At his best, he is a dominant force with elite-level speed, especially considering his size. He thinks the game extremely well, with good vision and a playmaker’s touch. Byfield’s defensive game needs maturation, but his instincts with the puck are very strong. If everything goes right in his development, he has a chance to be special.
3. Tim Stutzle, LW, Mannheim (Germany)
Age: 18 | Ht: 6-1 | Wt: 187
Shot: L | Previous rank: 3
There is a sense of ease in Stutzle’s game, a level of poise that is not easily attained for a teenager in his first season of pro hockey. He has high-end puckhandling and skating abilities along with elite vision and hockey sense. He has a nice release and good shot, but I think his hands work best when he’s snapping passes, especially down low. He uses the ice that’s given to him and often makes the play, but he doesn’t force things.
Stutzle has a chance to become part of a growing elite class of German hockey players, and he’s done it without ever really leaving home. But he likely will need to get into an AHL lineup to grow and learn the North American game.
4. Lucas Raymond, LW, Frolunda (Sweden)
Age: 18 | Ht: 5-11 | Wt: 170
Shot: R | Previous rank: 4
Raymond has been one of the hardest players to evaluate in this class because he is too good for Sweden’s junior league but not quite good enough to play an elevated role on a perennial SHL powerhouse laden with veteran talent. He averaged under 10 minutes of ice time in 33 SHL games and was either healthy-scratched or played as the extra forward an awful lot this season. He had 14 points in nine games in Sweden’s under-20 league, as well. His one-on-one skills, skating and willingness to battle for his ice are plus traits.
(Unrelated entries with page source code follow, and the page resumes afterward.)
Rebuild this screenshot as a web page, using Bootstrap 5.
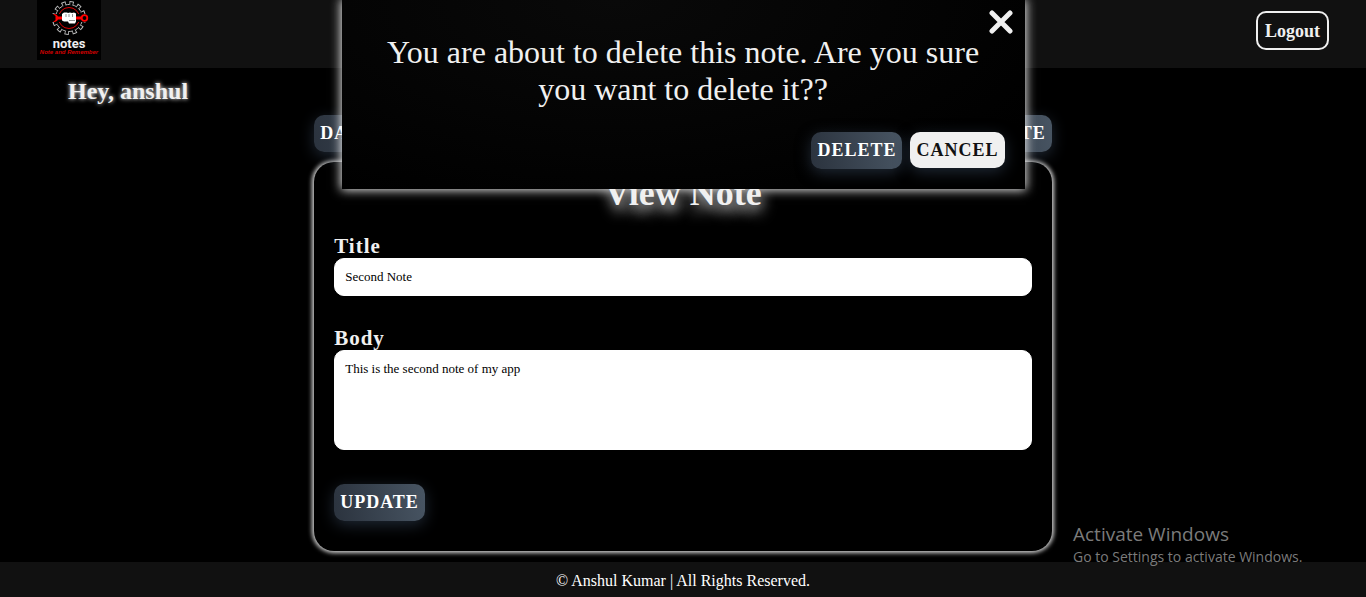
<!DOCTYPE html>
<html lang="en">
<head>
<meta charset="utf-8">
<meta name="viewport" content="width=device-width, initial-scale=1">
<title>Notes - View Note</title>
<link href="https://cdn.jsdelivr.net/npm/bootstrap@5.3.0/dist/css/bootstrap.min.css" rel="stylesheet">
<style>
  body { background: #000; color: #f0f0f0; font-family: "Liberation Serif", serif; }
  .site-bar, .site-foot { background: #111; }
  .site-bar { height: 68px; padding: 0 37px; }
  .logout-btn { height: 39px; padding: 0 7px; border: 2px solid #f0f0f0; border-radius: 10px; color: #f0f0f0; font-size: 18px; font-weight: 700; line-height: 20px; margin-top: 11px; }
  .greeting { margin: 10px 68px; font-size: 24px; line-height: 27px; font-weight: 700; text-shadow: 0 0 4px #f0f0f0; }
  .note-column { width: 54%; }
  .slate-btn, .plain-btn { height: 37px; padding: 0 6px 1px; border: 0; border-radius: 10px; font-size: 18px; line-height: 20px; font-weight: 700; letter-spacing: 1px; text-transform: uppercase; box-shadow: 0 4px 15px #1f2834; }
  .slate-btn { color: #fff; background: linear-gradient(80deg, #2b333e, #485563); }
  .slate-btn:hover { color: #fff; background: #485563; }
  .plain-btn { height: 36px; color: #111; background: #f0f0f0; }
  .note-panel { margin-top: 10px; padding: 11px 20px 30px; border-radius: 20px; box-shadow: 0 0 4px 2px #d0d0d0; }
  .note-panel h1 { font-size: 36px; line-height: 41px; font-weight: 700; text-shadow: 2px 6px 14px #f0f0f0; }
  .field-label { font-size: 21px; line-height: 24px; font-weight: 700; letter-spacing: 1px; }
  .body-field { margin-top: 30px; }
  .save-btn { margin-top: 34px; }
  .field-box { padding: 10px; border: 1px solid #fff; border-radius: 10px; color: #000; background: #fff; font-size: 13px; line-height: 16px; }
  .field-box:focus { color: #000; background: #fff; }
  textarea.field-box { height: 100px; resize: none; }
  .site-foot { height: 35px; padding-top: 10px; font-size: 16px; line-height: 18px; color: #fff; }
  .confirm-box { left: 25%; width: 50%; padding: 34px 20px 20px; background: radial-gradient(ellipse at 40% 0, #090909, #000 85%); box-shadow: 0 0 10px 1px #f0f0f0; }
  .confirm-box p { font-size: 32px; line-height: 37px; }
  .dismiss-btn { top: 10px; right: 12px; width: 24px; height: 24px; color: #f0f0f0; }
  .os-notice { left: 1073px; bottom: 30px; color: #7b7b7b; font-family: "Open Sans", sans-serif; pointer-events: none; }
  .os-notice strong { font-size: 19px; line-height: 26px; font-weight: 400; }
  .os-notice span { font-size: 14px; line-height: 20px; }
</style>
</head>
<body class="d-flex flex-column min-vh-100">
<header class="site-bar d-flex justify-content-between align-items-start">
  <a href="#" aria-label="notes home" class="d-block">
    <svg width="64" height="60" viewBox="0 0 64 60" class="d-block">
      <rect width="64" height="60" fill="#000"/>
      <circle cx="32" cy="18" r="15" fill="none" stroke="#bbb" stroke-width="4" stroke-dasharray="4.200 3.654"/>
      <circle cx="32" cy="18" r="14.300" fill="none" stroke="#000" stroke-width="3.400" stroke-dasharray="2.400 5.088" stroke-dashoffset="-.85"/>
      <circle cx="32" cy="18" r="13.500" fill="none" stroke="#bbb" stroke-width="1" stroke-dasharray="3.300 3.768" stroke-dashoffset="3.500"/>
      <circle cx="32" cy="18" r="10.500" fill="none" stroke="#e00000" stroke-width="1"/>
      <path d="M13 14h38v8H13z" fill="#000"/>
      <path d="M25 16.500h-4c-1-2-2.500-2.500-5-2.500l2.500 2v4l-2.500 2c2.500 0 4-.5 5-2.500h4z" fill="#f00"/>
      <path d="M38 16.500h8v3h-8z" fill="#f00"/>
      <circle cx="47.500" cy="18" r="2.800" fill="#000" stroke="#f00" stroke-width="1.800"/>
      <path d="M25 14l2-1.500h3l1 .5 2-.5 2 .5 2-.5 2 1v8l-1 2h-6l-1-2h-4l-2-1z" fill="#fff"/>
      <path d="M29 14v3M32 14v3M35.500 14v3M32 20.500h6" stroke="#666" stroke-width=".7"/>
      <text x="32" y="48" text-anchor="middle" fill="#eee" font-family="Liberation Sans Narrow, Roboto, sans-serif" font-size="13" font-weight="700">notes</text>
      <text x="32" y="54" text-anchor="middle" fill="#d00000" font-family="Liberation Sans, sans-serif" font-size="6" font-weight="700" font-style="italic">Note and Remember</text>
    </svg>
  </a>
  <button type="button" class="btn logout-btn">Logout</button>
</header>
<main class="flex-grow-1">
  <h2 class="greeting">Hey, anshul</h2>
  <div class="note-column mx-auto">
    <div class="d-flex justify-content-between">
      <button type="button" class="btn slate-btn">Dashboard</button>
      <button type="button" class="btn slate-btn">Delete</button>
    </div>
    <form class="note-panel">
      <h1 class="text-center mb-0">View Note</h1>
      <div class="d-flex flex-column mt-3 pt-1">
        <label class="field-label" for="noteTitle">Title</label>
        <input class="form-control field-box" id="noteTitle" type="text" value="Second Note">
      </div>
      <div class="body-field d-flex flex-column">
        <label class="field-label" for="noteBody">Body</label>
        <textarea class="form-control field-box" id="noteBody">This is the second note of my app</textarea>
      </div>
      <button type="button" class="btn slate-btn save-btn d-block">Update</button>
    </form>
  </div>
</main>
<footer class="site-foot text-center">© Anshul Kumar | All Rights Reserved.</footer>

<div class="confirm-box position-absolute top-0" role="dialog" aria-labelledby="confirmText">
  <button type="button" class="btn dismiss-btn position-absolute border-0 p-0 d-flex" aria-label="Close">
    <svg width="24" height="24" viewBox="0 0 24 24"><path d="M3 3l18 18M21 3L3 21" stroke="currentColor" stroke-width="5" stroke-linecap="round"/></svg>
  </button>
  <p class="text-center mb-4" id="confirmText">You are about to delete this note. Are you sure you want to delete it??</p>
  <div class="d-flex justify-content-end gap-2">
    <button type="button" class="btn slate-btn">Delete</button>
    <button type="button" class="btn plain-btn">Cancel</button>
  </div>
</div>
<div class="os-notice position-absolute d-flex flex-column">
  <strong>Activate Windows</strong>
  <span>Go to Settings to activate Windows.</span>
</div>
<script src="https://cdn.jsdelivr.net/npm/bootstrap@5.3.0/dist/js/bootstrap.bundle.min.js"></script>
</body>
</html>
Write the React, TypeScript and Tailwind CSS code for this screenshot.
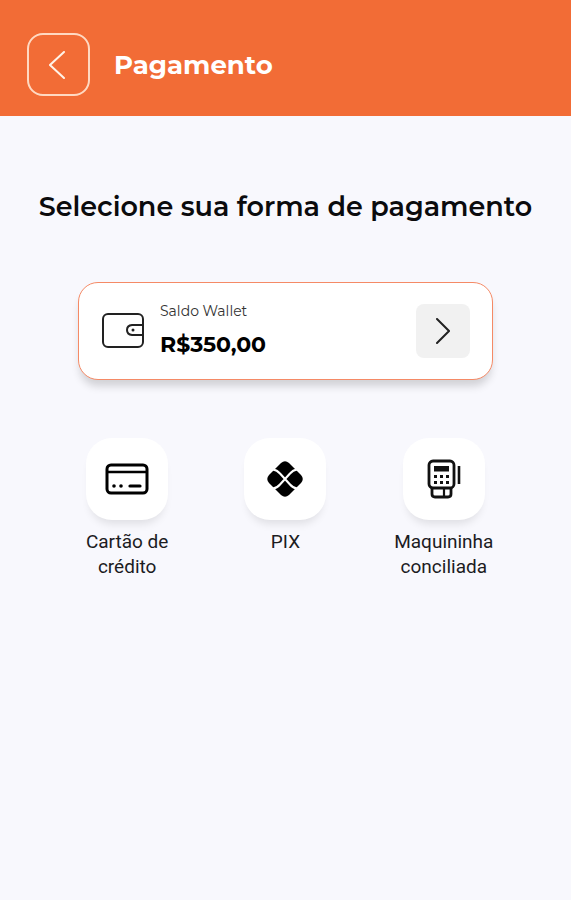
import { FC, ReactNode } from 'react';

interface MethodProps {
    label: string;
    children: ReactNode;
}

const PaymentMethod: FC<MethodProps> = ({ label, children }) => (
    <li className="flex justify-center">
        <button type="button" className="flex w-[120px] flex-col items-center">
            <span className="flex size-[82px] items-center justify-center rounded-[26px] bg-white shadow-[0_8px_8px_-4px_rgba(0,0,0,0.1)]">
                {children}
            </span>
            <span className="mt-[9px] font-[Roboto,sans-serif] text-[19px] leading-[25px] text-[#1c1c1f]">{label}</span>
        </button>
    </li>
);

const CardIcon = () => (
    <svg width="44" height="32" viewBox="0 0 44 32" fill="none" stroke="#000" strokeWidth="3" aria-hidden="true">
        <rect x="2" y="2" width="40" height="28" rx="4" />
        <path d="M2 9h40" strokeWidth="2.4" />
        <path d="M25 23h10" strokeWidth="3.2" strokeLinecap="round" />
        <circle cx="9" cy="23" r="1.8" fill="#000" stroke="none" />
        <circle cx="16" cy="23" r="1.8" fill="#000" stroke="none" />
    </svg>
);

const PixIcon = () => (
    <svg width="38" height="38" viewBox="0 0 38 38" aria-hidden="true">
        <path
            d="M15 3Q19 -0.5 23 3L35 15Q38.5 19 35 23L23 35Q19 38.5 15 35L3 23Q-0.5 19 3 15Z"
            fill="#000"
        />
        <path
            d="M7 9.5Q11 10 14 13.5L24 24.5Q27 28 31 28.5M31 9.5Q27 10 24 13.5L14 24.5Q11 28 7 28.5"
            fill="none"
            stroke="#fff"
            strokeWidth="2.1"
        />
    </svg>
);

const TerminalIcon = () => (
    <svg width="34" height="40" viewBox="0 0 34 40" fill="none" stroke="#111" strokeWidth="2.8" aria-hidden="true">
        <rect x="2" y="2" width="25" height="27" rx="4" />
        <path d="M5 29v6q0 3 3 3h13q3 0 3-3v-6" />
        <path d="M17 29v9" strokeWidth="2.2" />
        <path d="M32 7v18" strokeWidth="2.6" />
        <rect x="7" y="7" width="15" height="5.5" fill="#111" stroke="none" />
        <path d="M7 17.5h3M13 17.5h3M19 17.5h3M7 23.5h3M13 23.5h3M19 23.5h3" strokeWidth="3" />
    </svg>
);

const WalletIcon = () => (
    <svg width="42" height="36" viewBox="0 0 42 36" fill="none" stroke="#222" strokeWidth="2" aria-hidden="true">
        <rect x="1" y="1" width="40" height="33" rx="5" />
        <path d="M41 12H30Q25 12.5 25 17T30 22H41" />
        <circle cx="31" cy="17" r="1.5" fill="#222" stroke="none" />
    </svg>
);

const App = () => {
    return (
        <div className="min-h-screen bg-[#f8f8fd] font-[Montserrat,Inter,sans-serif]">
            <header className="flex items-center gap-6 bg-[#f26c36] px-[27px] pt-[33px] pb-5 text-white">
                <button type="button" aria-label="Voltar" className="flex size-[63px] items-center justify-center rounded-2xl border-2 border-[#ffd9c2]">
                    <svg width="16" height="28" viewBox="0 0 16 28" fill="none" stroke="#fff3e8" strokeWidth="2" strokeLinecap="round" className="mr-1" aria-hidden="true">
                        <path d="M15 1L1 14L15 27" />
                    </svg>
                </button>
                <span className="text-[26px] leading-8 font-bold">Pagamento</span>
            </header>
            <main className="pt-[75px]">
                <h1 className="text-center text-[27px] leading-8 font-semibold whitespace-nowrap text-[#0b0b0d]">Selecione sua forma de pagamento</h1>
                <div className="px-[78px] pt-[59px]">
                    <button type="button" className="flex w-full items-center rounded-[20px] border border-[#f58a66] bg-white py-5 pr-[22px] pl-[23px] text-left shadow-[0_8px_9px_-2px_rgba(0,0,0,0.16)]">
                        <WalletIcon />
                        <span className="ml-4 flex flex-1 flex-col">
                            <span className="text-[14px] leading-4 text-[#333]">Saldo Wallet</span>
                            <span className="mt-3 text-[22px] leading-7 font-bold text-black">R$350,00</span>
                        </span>
                        <span className="flex size-[54px] items-center justify-center rounded-lg bg-[#f1f1f1]">
                            <svg width="14" height="26" viewBox="0 0 14 26" fill="none" stroke="#222" strokeWidth="2" strokeLinecap="round" aria-hidden="true">
                                <path d="M1 1L13 13L1 25" />
                            </svg>
                        </span>
                    </button>
                </div>
                <ul className="grid grid-cols-3 px-12 pt-[58px]">
                    <PaymentMethod label="Cartão de crédito"><CardIcon /></PaymentMethod>
                    <PaymentMethod label="PIX"><PixIcon /></PaymentMethod>
                    <PaymentMethod label="Maquininha conciliada"><TerminalIcon /></PaymentMethod>
                </ul>
            </main>
        </div>
    )
}

export default App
5. Cole Perfetti, C, Saginaw (OHL)
Age: 18 | Ht: 5-11 | Wt: 177
Shot: L | Previous rank: 5
He can score, he can make plays and his skill is elite. But what I like best about Perfetti are his vision and offensive sense, giving him the ability to pick apart opposing defenses on the rush or in the zone. He can extend plays and seems to always have a plan with the puck on his stick. Perfetti has a pure release on his shot and snaps passes about as well as anyone else in the class. His skating is closer to average, but that is a much bigger problem for players who can’t think the game the way Perfetti does.